Now he is completely amazed, “But this looks completely like an oil painting!”, he exclaims.

“Yes, I've been told that before. That's probably because of how I paint them. I don't use any digital tools or filters or anything like that. It's all hand-painted, just like my oils are. It's just a different medium.”, and I proceed to explain my process in a bit more detail since he seems interested.

“This is really an exceptional quality for a giclée,” he concludes. He is used to seeing giclées as secondary copies of the first level originals so now that is what he sees.

How can you claim to love surrealism, which shook up the foundations of the art scene, and art of imagination but not appreciate a new medium and a new & bold way of creating art?

Doesn’t matter, moving on. Regardless of how it ended, this conversation made me wonder about the importance of things deemed important when it comes to art. It made me wonder about the importance of a medium, the value of a print. Holding a painting in his hands, the man thought it’s an original oil painting, and he was not the first one either. That seems to be the level of quality and the overall impression my paintings make, yet the new medium still throws some people off.
 

The myth called oil, the myth called print

If I draw a picture, using ink, it is a valuable and unique original piece of art.
If I run the same picture through the printer – mind you, a printer which also uses nothing but ink for color – what exactly is the artwork now?
Placing the two side by side it is impossible to tell the difference. If I copy it only once and throw away the first one, then the copied artwork is still a unique piece of original art, is it not? It is a unique creation, a product of the artist’s imagination, it was hand-painted or hand-drawn by the artist, so is it just as valuable or its value suddenly any less?

The Starry Night by Vincent Van Gogh
Oil as a painting medium, incidentally not a very healthy medium, has been around for hundreds of years. There have always been forgers and skillful forgeries, but the reason these copies were worth less is because they weren’t even painted by the original artist and the forger is simply copying an already created idea.

The creation is what matters and the creation takes place when the idea – the creator’s idea, transforms from the creator’s mind unto a reality conceivable by others. With visual artworks this can be a piece of paper, a canvas, the computer screen or other means. That is what every artwork is. It is a unique idea.
 
Factory for reproducing oil paintingsThe technical aspect, the medium and the material are secondary – at best! After all, I can get an excellent copy of Van Gogh’s Starry Night, painted in the same medium and in the exact same dimensions as the original for a few hundred Euros tops. Thousands of painters have the skill and the knowledge to paint this painting, and almost any other “masterpiece”, but it has already been conceived, thought up and created by Van Gogh.

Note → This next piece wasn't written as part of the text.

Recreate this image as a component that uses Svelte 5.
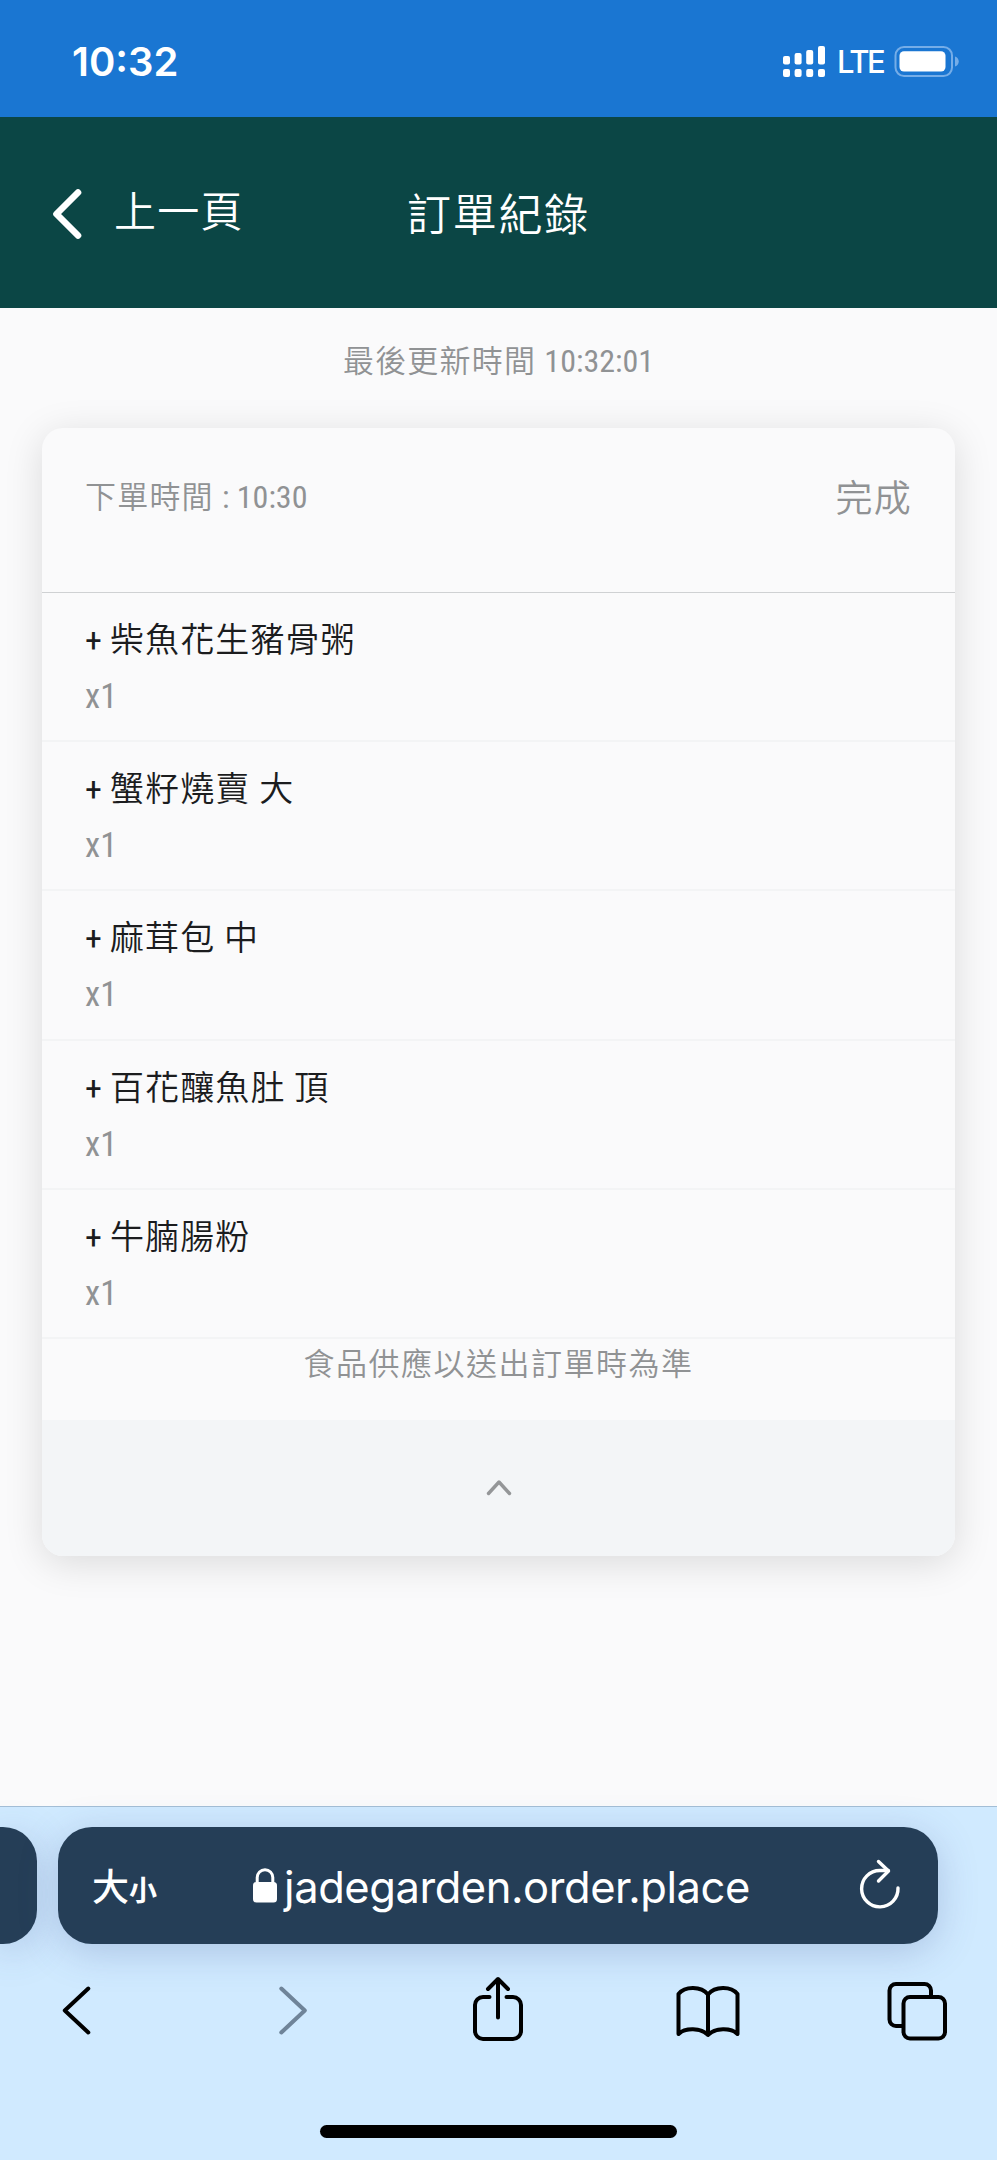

The photograph to the left shows an oil painting “factory” in the Chinese village called Dafen. Masses of art graduates ferociously copying famous western artworks which are then sold, and sold cheaply too. The village has a nice reputation for creating good works and that doesn’t really surprise me because I have never seen copying a piece of art as art. The idea is what matters and the energy that went into it matters as well.
Divine Fury
“I want to buy the Divine Fury. I can’t wait to have it hanging on my wall…”

“Wonderful! I’m happy to hear that,” I smile.

“On second thought I would prefer to have an original piece of art created by you. I love your artworks. How much for an oil painting?”

I am thinking that the Divine Fury is an original piece of art created by me, but ok. I know what they mean even if they didn’t word it quite right. I still have a couple of acrylics and oils laying around so I show them to the potential buyer.

“These are great…” he says. “How much for this one?”

After a short chat it turns out the price of my oil paintings should be close to the price of my limited edition canvases. That would be considered “Ok”. I’m thinking that if I was just a hobby painter, dabbling in the arts for some fun and a bit of self-expression, their price range might be ok for me too.

My paintings are pieces of my soul which I lay bare in front of the whole world. They are unique products of my imagination and the need to express myself. I have always had a fierce and relentless urge to express myself. Ferocious. I have a lot to share and show; that is why I’m an artist. I am not an artist in order to match your idea of an artist nor because I decided to be poor and charming. It was also not so that I could make someone rich a hundred years from now. I am an artist because my mind bursts with ideas and I was born to create – for you.